Directive: Pull out every line of the listing below where "components" appears.

Given material:
****************

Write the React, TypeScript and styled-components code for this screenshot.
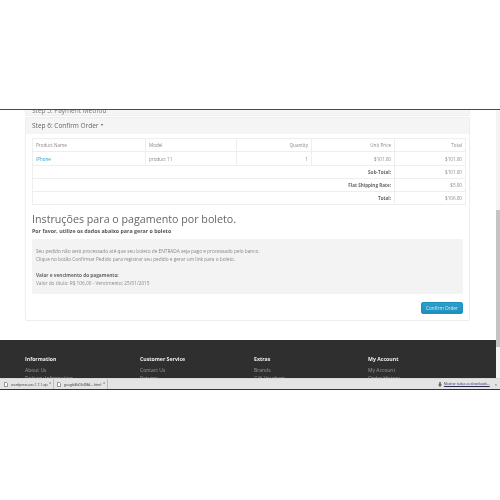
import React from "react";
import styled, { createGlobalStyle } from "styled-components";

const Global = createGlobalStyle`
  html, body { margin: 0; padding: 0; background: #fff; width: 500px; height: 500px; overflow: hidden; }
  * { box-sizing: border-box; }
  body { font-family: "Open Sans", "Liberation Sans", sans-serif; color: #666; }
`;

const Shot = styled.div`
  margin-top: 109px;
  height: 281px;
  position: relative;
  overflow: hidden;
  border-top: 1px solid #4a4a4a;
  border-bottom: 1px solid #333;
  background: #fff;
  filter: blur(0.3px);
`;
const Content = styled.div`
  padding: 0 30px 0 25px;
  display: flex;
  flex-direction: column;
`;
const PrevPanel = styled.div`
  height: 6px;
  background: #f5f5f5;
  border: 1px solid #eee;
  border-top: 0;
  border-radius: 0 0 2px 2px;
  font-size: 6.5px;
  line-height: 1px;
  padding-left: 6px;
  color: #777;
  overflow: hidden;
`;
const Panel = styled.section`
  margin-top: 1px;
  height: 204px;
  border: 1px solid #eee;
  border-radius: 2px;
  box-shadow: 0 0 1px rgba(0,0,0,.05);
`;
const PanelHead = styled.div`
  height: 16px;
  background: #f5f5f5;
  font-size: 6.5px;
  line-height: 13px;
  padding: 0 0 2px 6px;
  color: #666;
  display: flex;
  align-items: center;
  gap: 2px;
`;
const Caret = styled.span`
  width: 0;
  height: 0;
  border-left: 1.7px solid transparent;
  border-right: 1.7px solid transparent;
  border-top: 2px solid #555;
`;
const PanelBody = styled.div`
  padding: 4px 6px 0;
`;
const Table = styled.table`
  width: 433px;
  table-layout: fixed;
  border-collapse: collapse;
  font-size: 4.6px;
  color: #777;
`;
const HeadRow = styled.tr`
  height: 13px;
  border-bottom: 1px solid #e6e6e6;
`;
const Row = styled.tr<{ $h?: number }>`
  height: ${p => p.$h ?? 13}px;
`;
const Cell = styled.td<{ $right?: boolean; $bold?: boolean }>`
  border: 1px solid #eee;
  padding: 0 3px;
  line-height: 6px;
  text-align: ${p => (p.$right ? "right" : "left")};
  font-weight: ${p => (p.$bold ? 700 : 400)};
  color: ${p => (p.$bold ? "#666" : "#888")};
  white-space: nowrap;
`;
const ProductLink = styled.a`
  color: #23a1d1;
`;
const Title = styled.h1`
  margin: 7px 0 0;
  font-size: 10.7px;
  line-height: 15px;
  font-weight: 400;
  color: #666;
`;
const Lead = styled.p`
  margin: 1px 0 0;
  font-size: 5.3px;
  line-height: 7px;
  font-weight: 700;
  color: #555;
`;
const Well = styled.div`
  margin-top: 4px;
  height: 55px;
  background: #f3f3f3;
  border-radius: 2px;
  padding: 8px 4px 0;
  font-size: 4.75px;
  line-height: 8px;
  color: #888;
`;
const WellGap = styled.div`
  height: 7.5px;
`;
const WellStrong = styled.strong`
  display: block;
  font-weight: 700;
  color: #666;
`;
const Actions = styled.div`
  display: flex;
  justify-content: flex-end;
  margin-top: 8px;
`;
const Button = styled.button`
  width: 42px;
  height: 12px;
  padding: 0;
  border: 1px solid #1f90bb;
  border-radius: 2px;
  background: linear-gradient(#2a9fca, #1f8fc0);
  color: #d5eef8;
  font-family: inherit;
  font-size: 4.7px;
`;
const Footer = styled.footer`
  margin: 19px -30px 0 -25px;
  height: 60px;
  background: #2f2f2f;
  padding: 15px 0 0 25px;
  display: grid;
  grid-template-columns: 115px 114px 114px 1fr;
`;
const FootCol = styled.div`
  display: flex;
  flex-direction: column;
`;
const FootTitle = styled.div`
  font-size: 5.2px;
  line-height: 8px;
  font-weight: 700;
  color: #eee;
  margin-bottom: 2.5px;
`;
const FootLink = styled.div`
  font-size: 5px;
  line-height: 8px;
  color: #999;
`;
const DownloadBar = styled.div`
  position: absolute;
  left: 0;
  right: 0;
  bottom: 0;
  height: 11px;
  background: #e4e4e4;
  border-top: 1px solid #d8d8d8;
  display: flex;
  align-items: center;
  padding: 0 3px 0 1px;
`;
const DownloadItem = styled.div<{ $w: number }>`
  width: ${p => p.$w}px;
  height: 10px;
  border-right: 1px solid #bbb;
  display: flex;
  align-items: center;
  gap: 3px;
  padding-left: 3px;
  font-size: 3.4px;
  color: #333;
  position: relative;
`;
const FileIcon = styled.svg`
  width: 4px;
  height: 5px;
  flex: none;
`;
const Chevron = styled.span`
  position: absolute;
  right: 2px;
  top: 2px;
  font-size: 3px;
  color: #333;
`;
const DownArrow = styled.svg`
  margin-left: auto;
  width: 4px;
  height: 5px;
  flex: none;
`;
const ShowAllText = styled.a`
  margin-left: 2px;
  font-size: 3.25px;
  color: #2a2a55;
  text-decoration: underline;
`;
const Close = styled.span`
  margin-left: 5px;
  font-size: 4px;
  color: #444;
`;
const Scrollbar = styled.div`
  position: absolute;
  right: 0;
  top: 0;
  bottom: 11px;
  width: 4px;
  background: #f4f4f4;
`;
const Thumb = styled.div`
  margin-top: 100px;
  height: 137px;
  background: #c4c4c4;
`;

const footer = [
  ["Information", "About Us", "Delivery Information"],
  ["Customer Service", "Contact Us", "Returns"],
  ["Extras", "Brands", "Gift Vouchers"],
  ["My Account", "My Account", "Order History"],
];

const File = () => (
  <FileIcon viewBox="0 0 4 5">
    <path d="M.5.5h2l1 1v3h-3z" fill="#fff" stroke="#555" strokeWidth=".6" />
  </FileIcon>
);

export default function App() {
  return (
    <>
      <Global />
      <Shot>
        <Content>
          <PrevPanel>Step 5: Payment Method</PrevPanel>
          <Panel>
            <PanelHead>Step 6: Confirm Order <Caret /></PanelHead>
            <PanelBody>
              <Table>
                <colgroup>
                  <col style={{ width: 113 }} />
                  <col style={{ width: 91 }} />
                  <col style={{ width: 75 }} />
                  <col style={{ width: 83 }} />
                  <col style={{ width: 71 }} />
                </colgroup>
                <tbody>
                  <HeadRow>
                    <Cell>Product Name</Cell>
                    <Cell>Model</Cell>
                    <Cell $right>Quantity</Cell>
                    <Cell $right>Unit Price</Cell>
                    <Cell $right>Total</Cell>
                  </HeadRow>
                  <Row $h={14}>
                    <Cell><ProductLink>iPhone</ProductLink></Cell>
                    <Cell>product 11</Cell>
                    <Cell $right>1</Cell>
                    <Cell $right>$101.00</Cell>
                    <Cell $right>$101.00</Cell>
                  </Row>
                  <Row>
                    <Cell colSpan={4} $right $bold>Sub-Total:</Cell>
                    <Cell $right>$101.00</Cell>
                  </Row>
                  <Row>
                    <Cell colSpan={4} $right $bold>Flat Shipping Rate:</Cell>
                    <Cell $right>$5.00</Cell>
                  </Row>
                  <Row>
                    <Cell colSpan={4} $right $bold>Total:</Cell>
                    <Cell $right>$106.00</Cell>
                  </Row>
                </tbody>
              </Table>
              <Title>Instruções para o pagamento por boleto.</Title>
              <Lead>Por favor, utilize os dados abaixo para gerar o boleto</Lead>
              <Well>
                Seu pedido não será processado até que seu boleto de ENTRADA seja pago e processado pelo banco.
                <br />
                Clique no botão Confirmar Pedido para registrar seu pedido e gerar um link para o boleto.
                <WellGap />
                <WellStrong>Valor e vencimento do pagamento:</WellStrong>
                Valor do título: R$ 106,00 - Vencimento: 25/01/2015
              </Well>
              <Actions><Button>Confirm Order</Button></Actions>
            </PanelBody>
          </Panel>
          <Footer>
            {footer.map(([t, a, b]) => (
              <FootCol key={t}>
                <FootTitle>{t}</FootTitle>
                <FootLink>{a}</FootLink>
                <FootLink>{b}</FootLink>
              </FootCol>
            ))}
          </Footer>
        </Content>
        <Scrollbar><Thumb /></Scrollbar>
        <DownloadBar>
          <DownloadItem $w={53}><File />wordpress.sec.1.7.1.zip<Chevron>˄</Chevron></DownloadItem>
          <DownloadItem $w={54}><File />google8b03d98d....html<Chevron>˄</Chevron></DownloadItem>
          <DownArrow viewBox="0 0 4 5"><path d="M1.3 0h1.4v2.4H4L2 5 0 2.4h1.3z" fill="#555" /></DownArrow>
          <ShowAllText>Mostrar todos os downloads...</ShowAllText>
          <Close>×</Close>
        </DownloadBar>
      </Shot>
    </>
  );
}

****************

Solution to the problem:
Write the React, TypeScript and styled-components code for this screenshot.
import styled, { createGlobalStyle } from "styled-components";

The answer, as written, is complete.